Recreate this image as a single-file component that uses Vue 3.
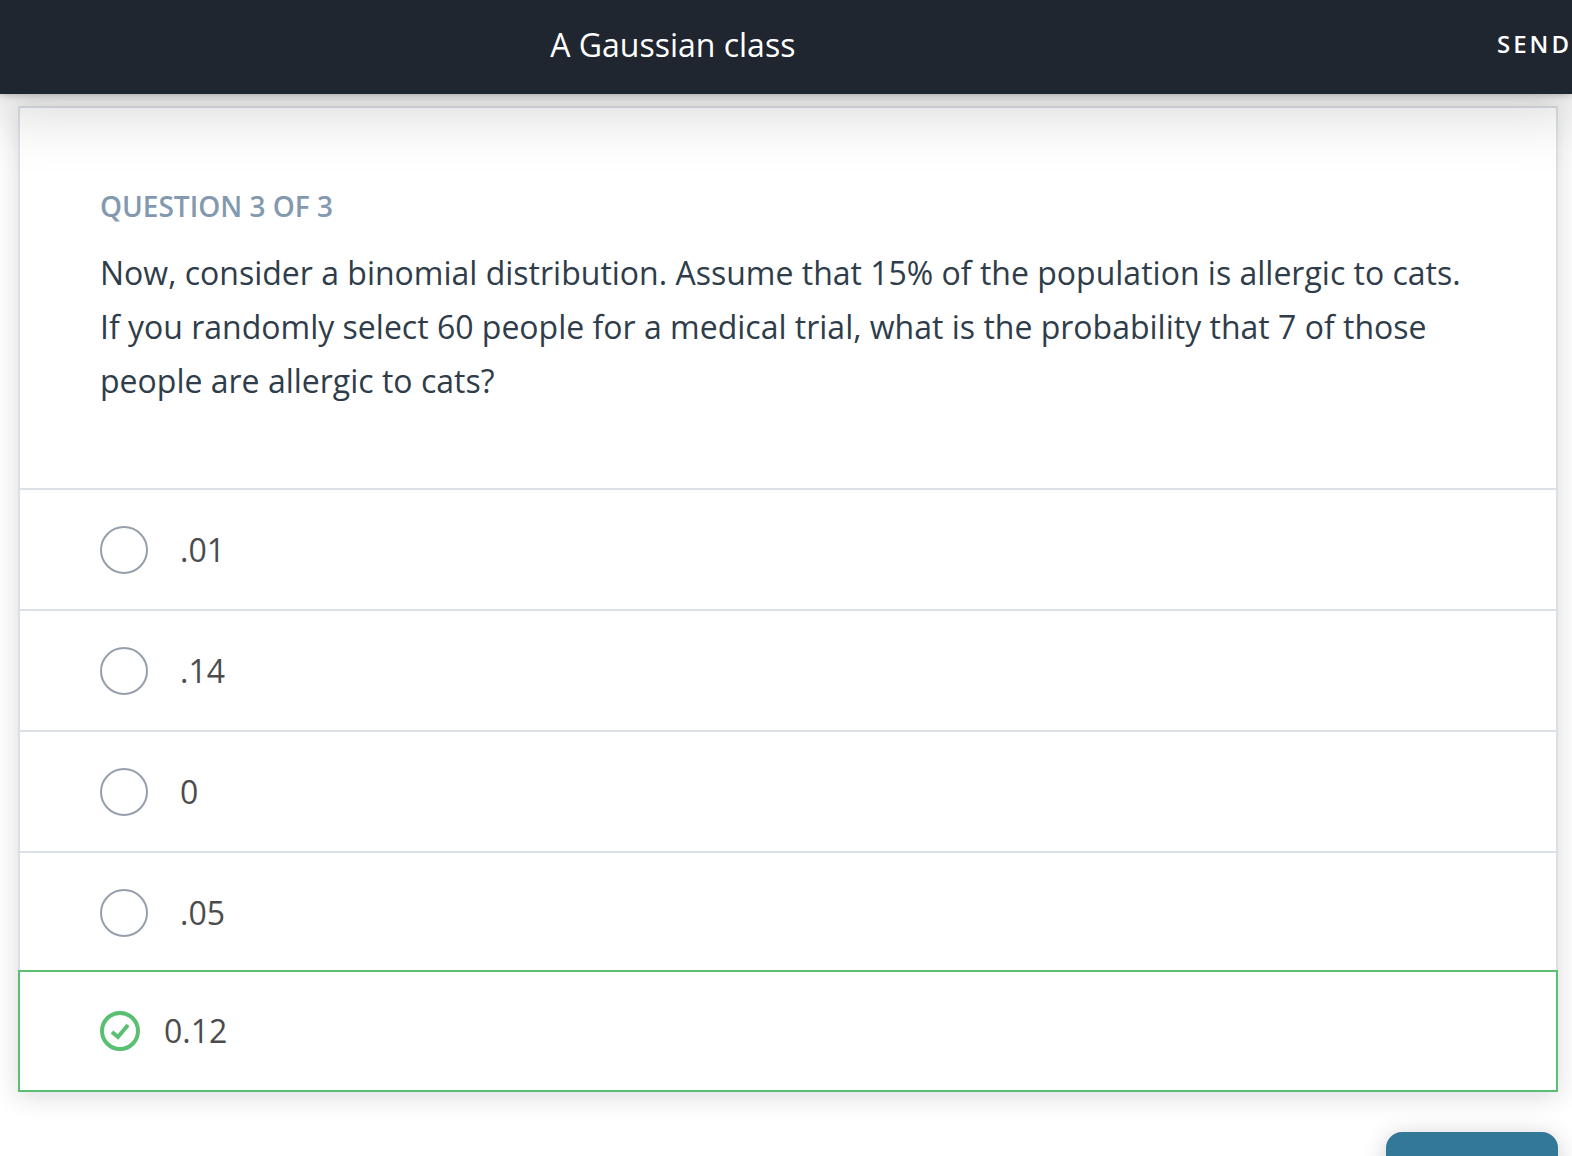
<script setup>
import { ref } from 'vue'

const options = ['.01', '.14', '0', '.05', '0.12']
const selected = ref('0.12')
</script>

<template>
  <div class="page">
    <header class="topbar">
      <h1 class="title">A Gaussian class</h1>
      <button class="send" type="button">SEND</button>
    </header>

    <main class="content">
      <form class="card" @submit.prevent>
        <section class="question">
          <h2 class="step">QUESTION 3 OF 3</h2>
          <p id="prompt" class="prompt">
            Now, consider a binomial distribution. Assume that 15% of the population is allergic to cats.
            If you randomly select 60 people for a medical trial, what is the probability that 7 of those
            people are allergic to cats?
          </p>
        </section>

        <div class="options" role="radiogroup" aria-labelledby="prompt">
          <label
            v-for="option in options"
            :key="option"
            class="option"
            :class="{ correct: option === selected }"
          >
            <input v-model="selected" class="radio" type="radio" name="answer" :value="option" />
            <svg v-if="option === selected" class="check" viewBox="0 0 40 40" aria-hidden="true">
              <circle cx="20" cy="20" r="18" />
              <path d="M12 21 L18 26 L28 14" />
            </svg>
            <span>{{ option }}</span>
          </label>
        </div>
      </form>

      <div class="actions">
        <button class="next" type="button" aria-label="Next"></button>
      </div>
    </main>
  </div>
</template>

<style>
body {
  margin: 0;
  background: #fff;
}
</style>

<style scoped>
.page {
  height: 100vh;
  overflow: hidden;
  font-family: 'Open Sans', 'Noto Sans', sans-serif;
  background: #fff;
}

.topbar {
  position: relative;
  z-index: 1;
  display: flex;
  align-items: center;
  justify-content: space-between;
  box-sizing: border-box;
  height: 94px;
  padding: 0 0 4px 35%;
  background: #1f262f;
  color: #fff;
  box-shadow: 0 0 8px rgba(0, 0, 0, 0.3), 0 0 64px 16px rgba(0, 0, 0, 0.17);
}

.title {
  margin: 0;
  font-size: 32px;
  line-height: 44px;
  font-weight: 400;
}

.send {
  padding: 0 0 2px;
  border: 0;
  background: none;
  color: inherit;
  font: 600 24px/32px 'Open Sans', 'Noto Sans', sans-serif;
  letter-spacing: 3px;
}

.content {
  padding: 12px 14px 0 18px;
}

.card {
  border: 2px solid #dbe0e6;
  border-bottom: 0;
  background: #fff;
  box-shadow: 0 4px 24px rgba(20, 25, 35, 0.16);
}

.question {
  padding: 78px 80px 80px;
}

.step {
  margin: 0 0 20px;
  font-size: 28px;
  line-height: 40px;
  font-weight: 600;
  color: #8399af;
}

.prompt {
  margin: 0;
  font-size: 32px;
  line-height: 54px;
  color: #2f3d4a;
}

.option {
  display: flex;
  align-items: center;
  gap: 32px;
  box-sizing: border-box;
  height: 121px;
  padding: 0 80px;
  border-top: 2px solid #dbe0e6;
  font-size: 32px;
  line-height: 44px;
  color: #4c4c4e;
}

.option.correct {
  position: relative;
  gap: 24px;
  height: 122px;
  margin: -2px -2px 0;
  border: 2px solid #5abf73;
  background: #fff;
}

.radio {
  appearance: none;
  box-sizing: border-box;
  width: 48px;
  height: 48px;
  margin: 0;
  border: 2px solid #959fac;
  border-radius: 50%;
}

.correct .radio {
  position: absolute;
  width: 40px;
  height: 40px;
  opacity: 0;
}

.check {
  width: 40px;
  height: 40px;
  fill: none;
  stroke: #5abf73;
  stroke-width: 4;
}

.actions {
  display: flex;
  justify-content: flex-end;
  padding-top: 40px;
}

.next {
  width: 172px;
  height: 80px;
  border: 0;
  border-radius: 16px;
  background: #347899;
  box-shadow: 0 4px 24px rgba(0, 0, 0, 0.2);
}
</style>
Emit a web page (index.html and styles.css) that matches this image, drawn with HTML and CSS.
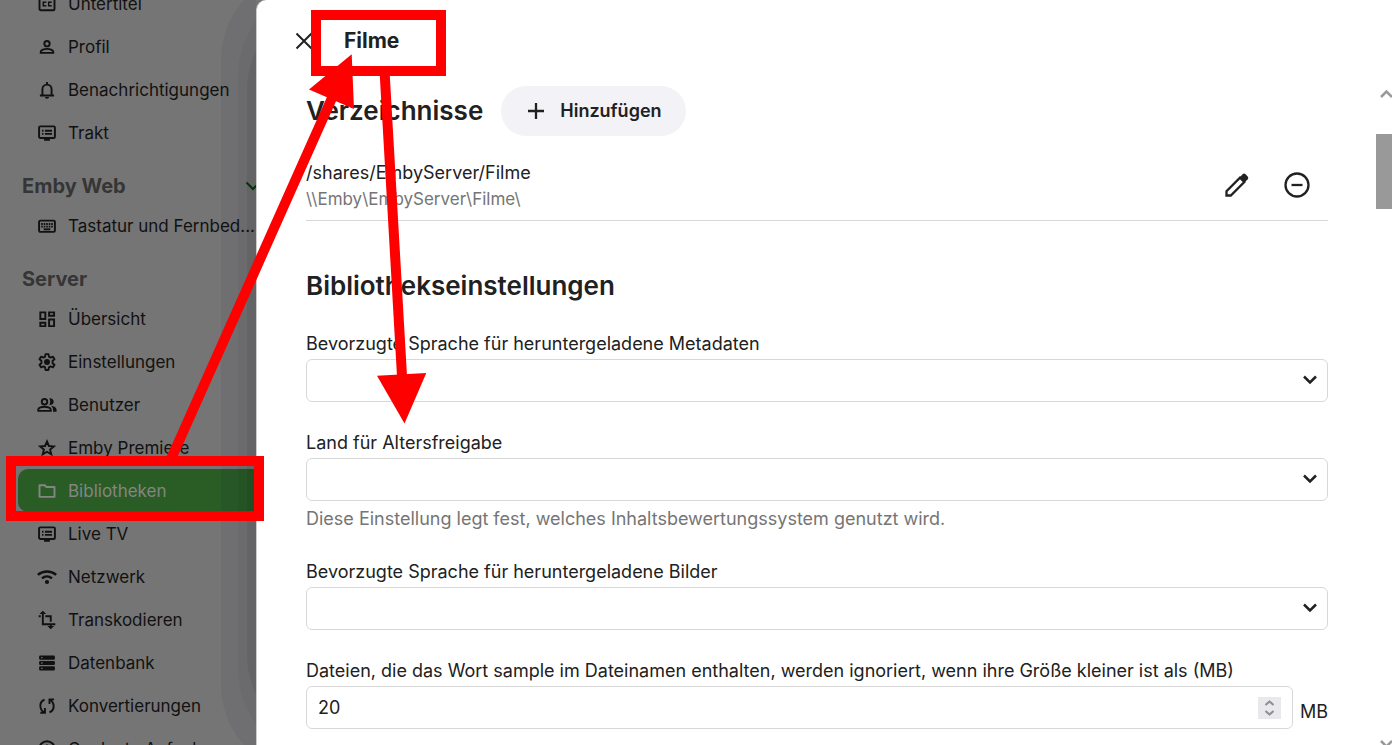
FILE: index.html
```html
<!DOCTYPE html>
<html lang="de">
<head>
<meta charset="utf-8">
<title>Filme</title>
<link rel="stylesheet" href="styles.css">
</head>
<body>
<div class="app">
  <aside class="sidebar">
    <nav class="nav">
      <a class="nav-item" href="#"><svg class="icon" viewBox="0 0 24 24"><rect x="3" y="4.500" width="18" height="15" rx="1.500"/><path d="M10.500 10.500V10h-3v4h3v-.5M17 10.500V10h-3v4h3v-.5" stroke-width="1.700"/></svg>Untertitel</a>
      <a class="nav-item" href="#"><svg class="icon" viewBox="0 0 24 24"><circle cx="12" cy="8" r="3.200"/><path d="M4.500 19v-1.200c0-2.300 4.300-3.600 7.500-3.600s7.500 1.300 7.500 3.600V19z"/></svg>Profil</a>
      <a class="nav-item" href="#"><svg class="icon" viewBox="0 0 24 24"><path d="M3.500 18.500h17M6.500 18v-7a5.500 5.500 0 0 1 11 0v7M12 5V2.500"/><path d="M9.500 20.500h5a2.500 2 0 0 1-5 0z" class="solid"/></svg>Benachrichtigungen</a>
      <a class="nav-item" href="#"><svg class="icon" viewBox="0 0 24 24"><rect x="2.500" y="4" width="19" height="14" rx="1.500"/><path d="M9.500 9.200H18M9.500 13H18M6 9.200h1.800M6 13h1.800M8.500 20h7"/></svg>Trakt</a>
      <h2 class="nav-heading">Emby Web<svg class="nav-toggle" viewBox="0 0 18 18"><path d="m2.500 5.500 6.500 6.500 6.500-6.500"/></svg></h2>
      <a class="nav-item" href="#"><svg class="icon" viewBox="0 0 24 24"><rect x="2.500" y="5.500" width="19" height="13.500" rx="1.500"/><path d="M5 9.500h14M5 12.700h14" stroke-dasharray="2 1"/><path d="M8 16h8"/></svg>Tastatur und Fernbed...</a>
      <h2 class="nav-heading">Server</h2>
      <a class="nav-item" href="#"><svg class="icon" viewBox="0 0 24 24"><path d="M4 4h6v8H4zM14.500 4h6v4h-6zM4 16.500h6v4H4zM14.500 12.500h6v8h-6z"/></svg>Übersicht</a>
      <a class="nav-item" href="#"><svg class="icon" viewBox="0 0 24 24"><path stroke-linejoin="round" d="M9.700 5.500 10.200 2.500h3.600l.5 3 2 1.200 2.900-1.100 1.800 3.100-2.300 1.900v2.800l2.300 1.900-1.800 3.100-2.900-1.100-2 1.200-.5 3h-3.600l-.5-3-2-1.200-2.900 1.100L3 15.300l2.300-1.900v-2.800L3 8.700l1.800-3.100 2.900 1.100z"/><circle class="solid" cx="12" cy="12" r="3.600"/></svg>Einstellungen</a>
      <a class="nav-item" href="#"><svg class="icon" viewBox="0 0 24 24"><circle cx="9" cy="8" r="3.300"/><path d="M1.500 19v-1.500c0-2.200 4.500-3.500 7.500-3.500s7.500 1.300 7.500 3.500V19z"/><path class="solid" d="M14.800 4.200a4 4 0 1 1 0 7.600c1.500-2.300 1.500-5.300 0-7.600zM17 13c3.500.4 6.500 2 6.500 4.700V20h-4.300v-2.500c0-1.700-.8-3-2.200-4.500z"/></svg>Benutzer</a>
      <a class="nav-item" href="#"><svg class="icon" viewBox="0 0 24 24"><path d="m12 4.200 2.300 5.400 5.900.5-4.500 3.800 1.400 5.700-5.100-3.100-5.100 3.100 1.400-5.700-4.500-3.800 5.900-.5z"/></svg>Emby Premiere</a>
      <a class="nav-item nav-item-active" href="#" aria-current="page"><svg class="icon" viewBox="0 0 24 24"><path d="M3 5h6.200l2 2.200H21V19H3z" stroke-linejoin="round"/></svg>Bibliotheken</a>
      <a class="nav-item" href="#"><svg class="icon" viewBox="0 0 24 24"><rect x="2.500" y="4" width="19" height="14" rx="1.500"/><path d="M9.500 9.200H18M9.500 13H18M6 9.200h1.800M6 13h1.800M8.500 20h7"/></svg>Live TV</a>
      <a class="nav-item" href="#"><svg class="icon" viewBox="0 0 24 24"><path d="M1 9.500c6.300-5.500 15.700-5.500 22 0M6 13.700c3.500-3 8.500-3 12 0" stroke-width="2.900"/><circle class="solid" cx="12" cy="18" r="2.500"/></svg>Netzwerk</a>
      <a class="nav-item" href="#"><svg class="icon" viewBox="0 0 24 24"><path d="M7 4v13h15M2 7.500h2.500M10 7.500h6.500V14M16.500 17v3"/><path class="solid" d="m7 .8 4 4H3zM16.500 23.200l4-4h-8z"/></svg>Transkodieren</a>
      <a class="nav-item" href="#"><svg class="icon" viewBox="0 0 24 24"><path class="solid" fill-rule="evenodd" d="M4 3h16a1.500 1.500 0 0 1 1.500 1.500v2A1.500 1.500 0 0 1 20 8H4a1.500 1.500 0 0 1-1.500-1.500v-2A1.500 1.500 0 0 1 4 3zm1 1.700v1.600h1.600V4.700zM4 9.500h16a1.500 1.500 0 0 1 1.500 1.500v2a1.500 1.500 0 0 1-1.500 1.500H4A1.500 1.500 0 0 1 2.500 13v-2A1.500 1.500 0 0 1 4 9.500zm1 1.700v1.600h1.600v-1.600zM4 16h16a1.500 1.500 0 0 1 1.500 1.500v2A1.500 1.500 0 0 1 20 21H4a1.500 1.500 0 0 1-1.500-1.500v-2A1.500 1.500 0 0 1 4 16zm1 1.700v1.600h1.600v-1.600z"/></svg>Datenbank</a>
      <a class="nav-item" href="#"><svg class="icon" viewBox="0 0 24 24"><path d="M9 4.500C2.500 7 2.500 15 8 19.500M4 20h5.500v-5.500M15 19.500c6.500-2.500 6.500-10.500 1-15M20.500 4H15v5.500"/></svg>Konvertierungen</a>
      <a class="nav-item" href="#"><svg class="icon" viewBox="0 0 24 24"><circle cx="12" cy="12" r="9.300"/><path d="M12 6.500V12l4 2.500"/></svg>Geplante Aufgaben</a>
    </nav>
    <div class="shade shade-outer"></div>
    <div class="shade shade-middle"></div>
    <div class="shade shade-inner"></div>
  </aside>

  <main class="dialog">
    <header class="dialog-header">
      <button class="icon-button close" type="button" aria-label="Schließen"><svg viewBox="0 0 18 18"><path d="m1.500 1.500 15 15M16.500 1.500l-15 15"/></svg></button>
      <h1 class="dialog-title">Filme</h1>
    </header>
    <div class="dialog-body">
      <form class="content">
        <section class="folders">
          <div class="section-head">
            <h2 class="section-title">Verzeichnisse</h2>
            <button class="add-button" type="button"><svg viewBox="0 0 18 18"><path d="M9 1v16M1 9h16"/></svg>Hinzufügen</button>
          </div>
          <div class="folder">
            <div class="folder-text">
              <div class="folder-path">/shares/EmbyServer/Filme</div>
              <div class="folder-network">\\Emby\EmbyServer\Filme\</div>
            </div>
            <button class="icon-button" type="button" aria-label="Bearbeiten"><svg viewBox="0 0 28 28"><path d="M3.500 24.500v-4.300L17 6.700l4.300 4.300L7.800 24.500z"/><path class="solid" d="m16.500 6.500 3.200-3.200a2 2 0 0 1 2.800 0l2.200 2.200a2 2 0 0 1 0 2.800l-3.200 3.200z"/></svg></button>
            <button class="icon-button" type="button" aria-label="Entfernen"><svg viewBox="0 0 28 28"><circle cx="14" cy="14" r="11.500"/><path d="M8.500 14h11"/></svg></button>
          </div>
        </section>

        <h2 class="section-title settings-title">Bibliothekseinstellungen</h2>

        <div class="field">
          <label for="meta-lang">Bevorzugte Sprache für heruntergeladene Metadaten</label>
          <div class="select-wrap"><select class="control" id="meta-lang"><option></option></select><svg class="chevron" viewBox="0 0 16 16"><path d="m2 4.500 6 6 6-6"/></svg></div>
        </div>
        <div class="field">
          <label for="country">Land für Altersfreigabe</label>
          <div class="select-wrap"><select class="control" id="country"><option></option></select><svg class="chevron" viewBox="0 0 16 16"><path d="m2 4.500 6 6 6-6"/></svg></div>
          <p class="help">Diese Einstellung legt fest, welches Inhaltsbewertungssystem genutzt wird.</p>
        </div>
        <div class="field">
          <label for="image-lang">Bevorzugte Sprache für heruntergeladene Bilder</label>
          <div class="select-wrap"><select class="control" id="image-lang"><option></option></select><svg class="chevron" viewBox="0 0 16 16"><path d="m2 4.500 6 6 6-6"/></svg></div>
        </div>
        <div class="field">
          <label for="sample-size">Dateien, die das Wort sample im Dateinamen enthalten, werden ignoriert, wenn ihre Größe kleiner ist als (MB)</label>
          <div class="number-row">
            <div class="number-wrap"><input class="control" id="sample-size" type="number" value="20"><svg class="spinner" viewBox="0 0 23 22"><path d="m7.500 8 4-3.500 4 3.500M7.500 14l4 3.500 4-3.500"/></svg></div>
            <span class="unit">MB</span>
          </div>
        </div>
      </form>
      <div class="scrollbar" aria-hidden="true">
        <svg class="scroll-arrow" viewBox="0 0 16 16"><path d="m5 11 5.500-5.500L16 11"/></svg>
        <div class="scroll-track"><div class="scroll-thumb"></div></div>
        <svg class="scroll-arrow" viewBox="0 0 16 16"><path d="m5 12 5.500 5.500L16 12"/></svg>
      </div>
    </div>
  </main>
</div>

<svg class="annotations" aria-hidden="true">
  <rect x="316" y="15" width="125" height="56"/>
  <rect x="11" y="461" width="248" height="55"/>
  <path d="M171 459 332 98M384.700 74 402 376"/>
  <path class="head" d="m351.700 54.300-42.700 35.200 45 19.500zM404.500 423.500 377 375.700l49.300-2.700z"/>
</svg>
</body>
</html>
```
FILE: styles.css
```css
* { box-sizing: border-box; }

body {
  margin: 0;
  font: 18px/24px Inter, sans-serif;
  color: #212121;
  background: #757575;
  overflow: hidden;
}

h1, h2, p { margin: 0; }
button, input, select { font: inherit; color: inherit; }

svg { fill: none; stroke: currentColor; stroke-width: 2; }
.solid { fill: currentColor; stroke: none; }

.app {
  display: grid;
  grid-template-columns: 256px minmax(0, 1fr);
  height: 100vh;
}

/* Sidebar */
.sidebar {
  position: relative;
  overflow: hidden;
  background: #757575;
  color: #111;
}

.nav {
  width: 280px;
  margin-top: -18px;
}

.nav-item {
  display: flex;
  align-items: center;
  gap: 11px;
  height: 43px;
  margin-left: 18px;
  padding-left: 19px;
  font-size: 17px;
  color: inherit;
  text-decoration: none;
  white-space: nowrap;
}

.nav-item-active {
  border-radius: 10px;
  background: #2a5c26;
  color: #858585;
}

.icon { width: 20px; height: 20px; flex: none; stroke-width: 2.300; }

.nav-heading {
  display: flex;
  justify-content: space-between;
  align-items: center;
  padding: 20px 18px 6px 22px;
  font-size: 20px;
  line-height: 24px;
  font-weight: 700;
  color: #353535;
}

.nav-toggle { width: 18px; height: 18px; color: #063d06; }

.shade {
  position: absolute;
  right: -200px;
  border-radius: 90px;
}
.shade-outer { left: 221px; top: -30px; bottom: -30px; background: #0000200d; }
.shade-middle { left: 238px; top: -15px; bottom: -15px; background: #00000008; }
.shade-inner { left: 247px; top: 0; bottom: 0; background: #00000010; }

/* Dialog */
.dialog {
  position: relative;
  display: flex;
  flex-direction: column;
  min-height: 0;
  overflow: hidden;
  border-left: 1px solid #ccc;
  border-radius: 10px 0 0 0;
  background: #fff;
}

.dialog-header {
  display: flex;
  align-items: center;
  gap: 31px;
  padding: 26px 38px 22px;
}

.dialog-title { font-size: 21px; line-height: 30px; font-weight: 700; }

.icon-button {
  flex: none;
  padding: 0;
  border: 0;
  background: none;
}
.icon-button svg { display: block; width: 28px; height: 28px; stroke-width: 2.300; }
.close svg { width: 18px; height: 18px; stroke-width: 2; }

.dialog-body { display: flex; flex: 1; min-height: 0; }

.content {
  flex: 1;
  min-width: 0;
  padding: 8px 48px 0 49px;
}

.section-head { display: flex; align-items: center; gap: 18px; }
.section-title { font-size: 26px; line-height: 36px; font-weight: 600; }

.add-button {
  display: flex;
  align-items: center;
  gap: 15px;
  height: 50px;
  padding: 0 24px 0 26px;
  border: 0;
  border-radius: 25px;
  background: #f2f2f7;
  font-weight: 600;
}
.add-button svg { width: 18px; height: 18px; stroke-width: 2.300; }

.folder {
  display: flex;
  align-items: center;
  gap: 32px;
  margin-top: 14px;
  padding: 10px 17px 8px 0;
  border-bottom: 1px solid #d8d8d8;
}
.folder .icon-button { padding-bottom: 2px; }
.folder-text { flex: 1; line-height: 26px; }
.folder-network { font-size: 17px; color: #757575; }

.settings-title { margin: 47px 0 28px; }

.field { margin-bottom: 29px; }
.field label { display: block; margin-bottom: 3px; }

.select-wrap, .number-wrap { position: relative; flex: 1; }

.control {
  display: block;
  width: 100%;
  height: 43px;
  padding: 0 11px;
  border: 1px solid #d8d8d8;
  border-radius: 6px;
  background: #fff;
  appearance: none;
}
.control[type="number"] { appearance: textfield; }
.control::-webkit-inner-spin-button { appearance: none; }

.chevron {
  position: absolute;
  right: 10px;
  top: 13px;
  width: 16px;
  height: 16px;
  stroke-width: 2.500;
  pointer-events: none;
}

.help { margin-top: 6px; color: #757575; }

.number-row { display: flex; align-items: center; gap: 7px; }
.spinner {
  position: absolute;
  right: 12px;
  top: 11px;
  width: 23px;
  height: 22px;
  background: #e9e9ec;
  color: #8c8c96;
  pointer-events: none;
}
.unit { padding-top: 8px; }

.scrollbar {
  display: flex;
  flex-direction: column;
  flex: none;
  width: 16px;
  padding-top: 8px;
  color: #999;
}
.scroll-arrow { flex: none; width: 16px; height: 16px; stroke-width: 2.500; }
.scroll-track { flex: 1; padding-top: 32px; }
.scroll-thumb { height: 75px; background: #999; }

/* Red markers drawn over the page */
.annotations {
  position: absolute;
  inset: 0;
  width: 100%;
  height: 100%;
  stroke: #f00;
  stroke-width: 10;
  pointer-events: none;
}
.head { fill: #f00; stroke: none; }
```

Written instruction — Pictures stay out. Repeat only the lines from the beginning of the data through the line that has "</template>".

Task output —
Recreate this image as a single-file component that uses Vue 3.
<script setup>
import { ref } from 'vue'

const options = ['.01', '.14', '0', '.05', '0.12']
const selected = ref('0.12')
</script>

<template>
  <div class="page">
    <header class="topbar">
      <h1 class="title">A Gaussian class</h1>
      <button class="send" type="button">SEND</button>
    </header>

    <main class="content">
      <form class="card" @submit.prevent>
        <section class="question">
          <h2 class="step">QUESTION 3 OF 3</h2>
          <p id="prompt" class="prompt">
            Now, consider a binomial distribution. Assume that 15% of the population is allergic to cats.
            If you randomly select 60 people for a medical trial, what is the probability that 7 of those
            people are allergic to cats?
          </p>
        </section>

        <div class="options" role="radiogroup" aria-labelledby="prompt">
          <label
            v-for="option in options"
            :key="option"
            class="option"
            :class="{ correct: option === selected }"
          >
            <input v-model="selected" class="radio" type="radio" name="answer" :value="option" />
            <svg v-if="option === selected" class="check" viewBox="0 0 40 40" aria-hidden="true">
              <circle cx="20" cy="20" r="18" />
              <path d="M12 21 L18 26 L28 14" />
            </svg>
            <span>{{ option }}</span>
          </label>
        </div>
      </form>

      <div class="actions">
        <button class="next" type="button" aria-label="Next"></button>
      </div>
    </main>
  </div>
</template>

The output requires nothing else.